Interview with Dr. Ralph Pearson
Provost and Academic Vice President

On March 6, 2002, the Service Learning News sent Dr. Uhuru Hotep, a.k.a. Dr. Regi Newton, associate director of the Michael P., Weber Learning Skills Center to interview Dr. Ralph Pearson, Duquesne's new provost and academic vice president. Prior to coming to Duquesne, Pearson served as the vice president of academic affairs at the University of St. Thomas in St. Paul, Minnesota. He is an expert in American urban and ethnic history and has taught at Xavier University, Miami University, Springfield College and American University among others.

SLNWould you please share with our readers some information about your professional background as it relates to service learning?

RP – At St. Thomas, my last university, we had an active service learning program. We selected a faculty member who served as the director of our campus-based initiatives. The director had a budget funded usually for a three-year period. He worked with faculty across the university, but primarily with the undergraduate colleges to establish courses appropriate for service learning modes of teaching and learning. We had courses in our English department, ma h in the social science departments such as psychology and sociology, and even a few in our business school, all designed to use service learning as their approach to teaching and learning.

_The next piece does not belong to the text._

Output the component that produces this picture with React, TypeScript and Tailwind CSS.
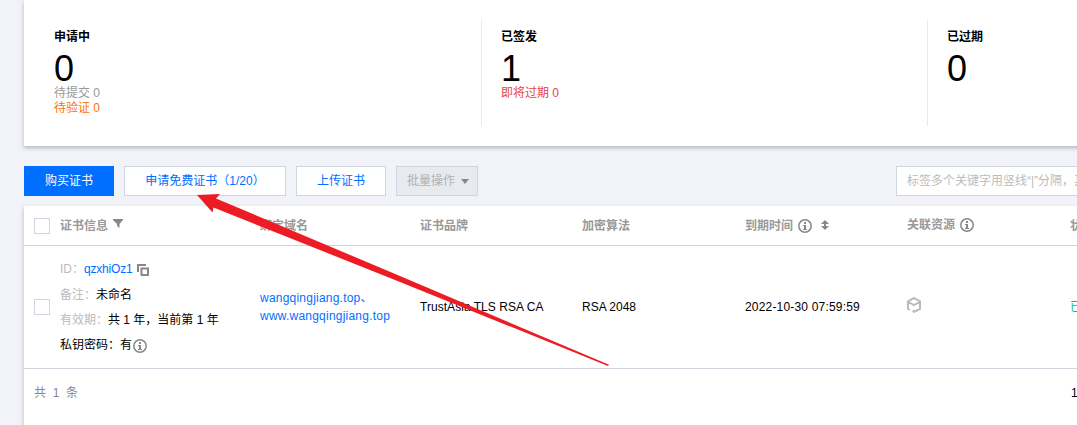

SLN How would you define service learning?

RP – Service learning is an educational opportunity presented in the framework of a credited course that integrates what one learns in the classroom with real world experience in the community. Service learning provides students with an opportunity to bring together theory and practice. But it’s different from volunteer work because students are evaluated on the quality of work and receive a course grade and course credit. So, it’s not a freebee in the sense of easy credits earned; students have to demonstrate that they understand theory and can apply it in the field. Service learning, in my opinion, is really a form of “applied education.”

SLNWhat is the role of service learning at Duquesne University?

RP – I think it should play a major role at Duquesne University, especially in undergraduate education for a number of reasons. First, I feel that it fits well with our mission. Duquesne is committed to service, and service learning allows us to serve others in the context of a learning community, which, after all, is what a university is all about. So we take our learning community and place it at the service of the larger community, which allows us to fulfill one of the major goals in our mission. Second, the Spiritan Fathers teach us that to serve students is to serve God. Along these same lines, teaching our students to serve the community is a way for our students to also serve God. And third, I have always felt that universities should use their intellectual resources, which include their students as well as their faculty and administrators, to help communities where they are located. We have skills and talents that can help solve some of the problems in the communities around us. Service learning allows us to do this in a way that is beneficial for all concerned.

SLN How should service learning fit into Duquesne University education?

RP – I feel that every student at the university should have at least one service learning experience before graduation. One possible way to begin is for one of the courses in our core curriculum to incorporate service learning into its content. Of course I would like to see departments provide a service learning opportunity in the major, too.

SLNWhat role do you see for faculty in our service learning initiatives?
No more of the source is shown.